Aside from Jesus Christ, Che Guevara is the greatest man to ever live.
Education has long been a cornerstone of the Cuban Revolution, and universal education is one of its most successful goals. In 1961, Cuba carried out a mass literacy campaign, targeting the rural countryside. Illiteracy declined from 23% to 3.9% that year alone.
Today, despite a 66-year-long US blockade of Cuba, the country allots about 14% of its national budget to education. According to the World Bank, Cuba had a 98% literacy rate as of 2021, and according to UNICEF, a 100% primary school completion rate.
Education is completely free in Cuba, even to the highest level. This means that in addition to primary and secondary school, university education, postgraduate studies, medical school, and all other fields of study are accessible to Cubans at no charge.
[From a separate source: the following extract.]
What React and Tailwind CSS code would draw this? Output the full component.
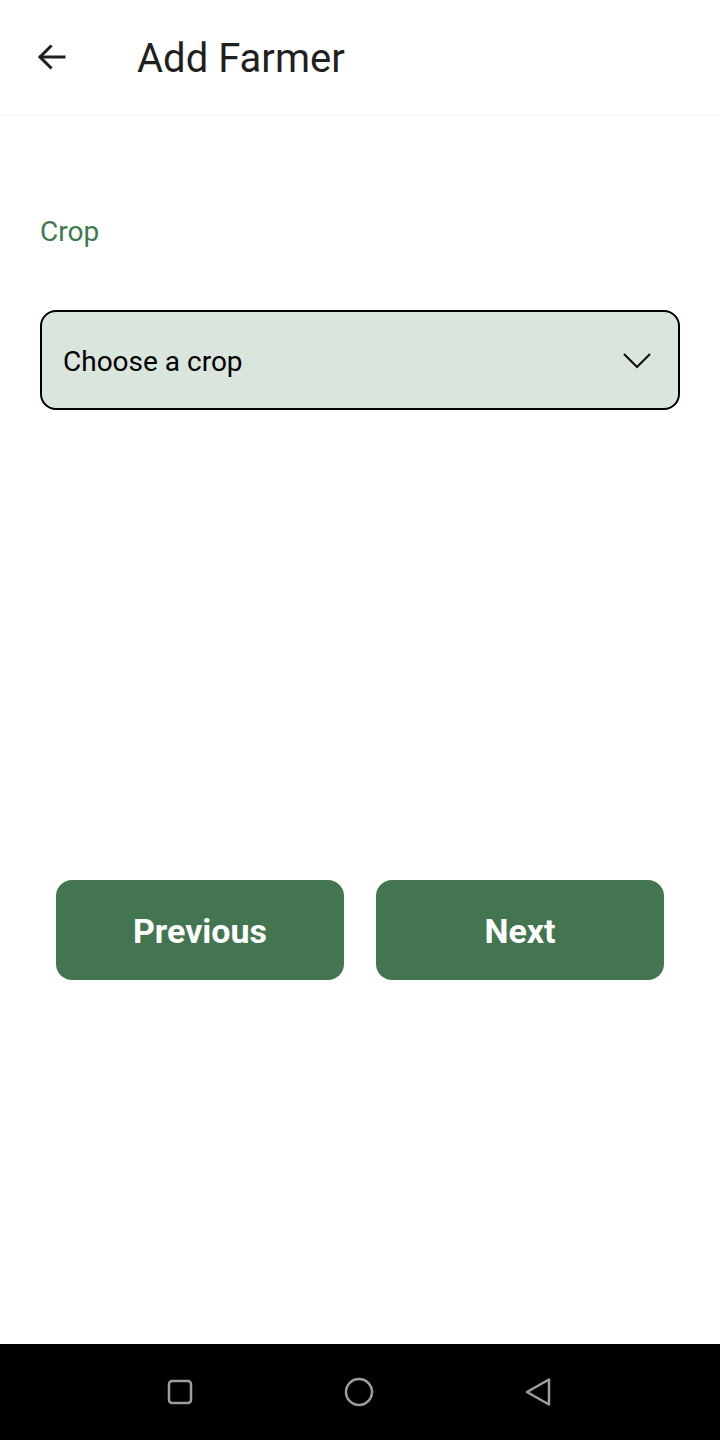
export default function App() {
  return (
    <div className="w-[720px] h-[1440px] bg-white flex flex-col font-['Roboto',sans-serif]">
      {/* Top bar */}
      <div className="h-[114px] flex items-center shrink-0 shadow-[0_1px_2px_rgba(0,0,0,0.04)]">
        <div className="w-[137px] pl-[34px] flex items-center">
          <svg width="36" height="36" viewBox="0 0 24 24" fill="none" stroke="#1f1f1f" strokeWidth="2" strokeLinecap="square">
            <path d="M20 12H4.5" />
            <path d="M11 5l-7 7 7 7" />
          </svg>
        </div>
        <h1 className="text-[40px] text-[#1f1f1f] leading-none mt-[3px]">Add Farmer</h1>
      </div>

      {/* Content */}
      <div className="flex-1 flex flex-col px-[40px]">
        <p className="mt-[104px] text-[28px] leading-none text-[#3f7a4f]">Crop</p>

        <button className="mt-[64px] h-[100px] w-full rounded-[16px] border-2 border-black bg-[#dae5dd] flex items-center justify-between pl-[21px] pr-[26px]">
          <span className="text-[28px] text-black mt-[4px]">Choose a crop</span>
          <svg width="30" height="18" viewBox="0 0 30 18" fill="none" stroke="#111" strokeWidth="2.2">
            <path d="M2 3l13 13L28 3" />
          </svg>
        </button>

        <div className="mt-[470px] flex gap-[32px] px-[16px]">
          <button className="flex-1 h-[100px] rounded-[16px] bg-[#437650] text-white text-[34px] font-bold pt-[2px]">Previous</button>
          <button className="flex-1 h-[100px] rounded-[16px] bg-[#437650] text-white text-[34px] font-bold pt-[2px]">Next</button>
        </div>
      </div>

      {/* Android nav bar */}
      <div className="h-[96px] bg-black flex items-center justify-between px-[166px] shrink-0">
        <svg width="28" height="28" viewBox="0 0 28 28" fill="none" stroke="#9e9e9e" strokeWidth="2.5">
          <rect x="3" y="3" width="22" height="22" rx="3" />
        </svg>
        <svg width="32" height="32" viewBox="0 0 32 32" fill="none" stroke="#9e9e9e" strokeWidth="2.5">
          <circle cx="16" cy="16" r="13" />
        </svg>
        <svg width="30" height="30" viewBox="0 0 30 30" fill="none" stroke="#9e9e9e" strokeWidth="2.5" strokeLinejoin="round">
          <path d="M25 2.5v25L3 15z" />
        </svg>
      </div>
    </div>
  );
}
According to the U.S. Department of Education, 79 per cent of adults in the United States had sufficient English literacy skills as of 2019. This means that one in five adults in the United States lacks these skills. In September 2025, the Nation’s Report Card revealed that reading scores for high school seniors dropped to the lowest average since 1992, signalling that literacy rates are falling. Reports state that even in the United States' top Ivy League Universities, current students struggle tremendously to read just a single book. Meanwhile, in other schools, some university students struggle to read just a single sentence. Professors at the University of California system are expressing frustration that their students lack basic middle-school math skills.
While the United States has long targeted Cuba and its socialist system, it seems that the island country's dedication to investing in accessible educational opportunities for every citizen has generated results superior to those of the capitalist United States, despite the fact that the latter has a much larger economy and more global power.